Franzén adds: “The challenge of doing that is to be aware that things can change fundamentally, and you have to be open to reconsider your thoughts on a factor. But I think there is a more serious risk that you throw out a factor at the wrong time if it does not pay off.”
In other words, AP2 takes a strategic, rather than tactical, approach. “We think about it in a more macroeconomic-oriented way, taking a monetary policy cycle point of view,” adds Franzén.
The alternative risk premia (ARP) portfolio – which accounts for 3% of total assets – is invested in currency carry, merger arbitrage, convertible arbitrage, short volatility, insurance-linked securities and dividend futures.
The allocation to the ARP is a result of AP2’s understanding of academic research on hedge funds, according to Franzén. As an asset class, AP2 sees hedge funds are somewhat problematic, as they may produce “lower or even negative alpha” than other more traditional strategies, “when proper considerations in terms of risk factors and distributions are made.”
Yet, by using what Franzén calls “financial engineering” skills, pension funds should be able to obtain hedge fund-like returns. By financial engineering, he means techniques that allow investors to get systematic exposure to risk premia and factors efficiently.

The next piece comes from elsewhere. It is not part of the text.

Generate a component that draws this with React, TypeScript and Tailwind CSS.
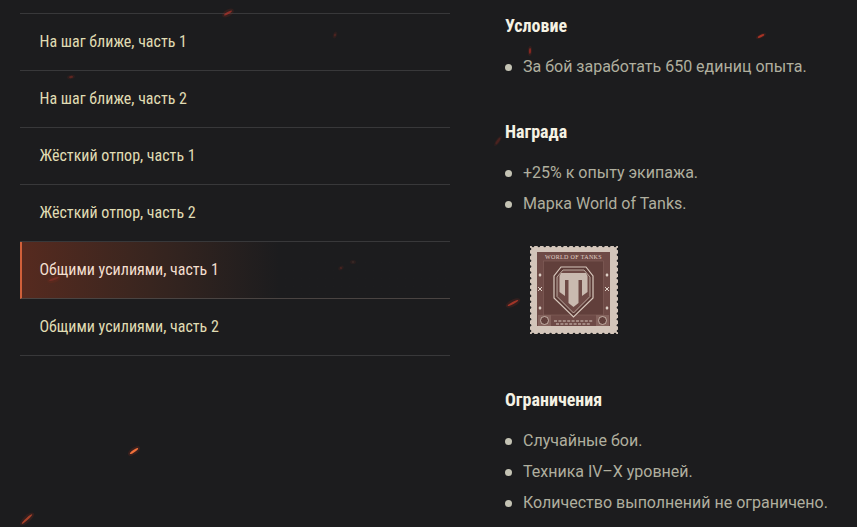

He says: “If you want to build a factor portfolio, you cannot just expose your portfolio to a set of factors in a simplistic way. You have to construct your portfolio. And it is important to have financial engineering skills on your own, or to be able to extract them from managers.”
Finding uncorrelated strategies and attractive illiquid assets, admits Franzén, has become more difficult over the years. But, that is no reason to stop searching, says Franzén, as there is evidence that the illiquidity premium associated with them has materialised. “However, we should be a bit more cautious going forward, and not take it for granted that we will have very high returns in the future, such as the ones we have seen from our real estate portfolio,” he concludes.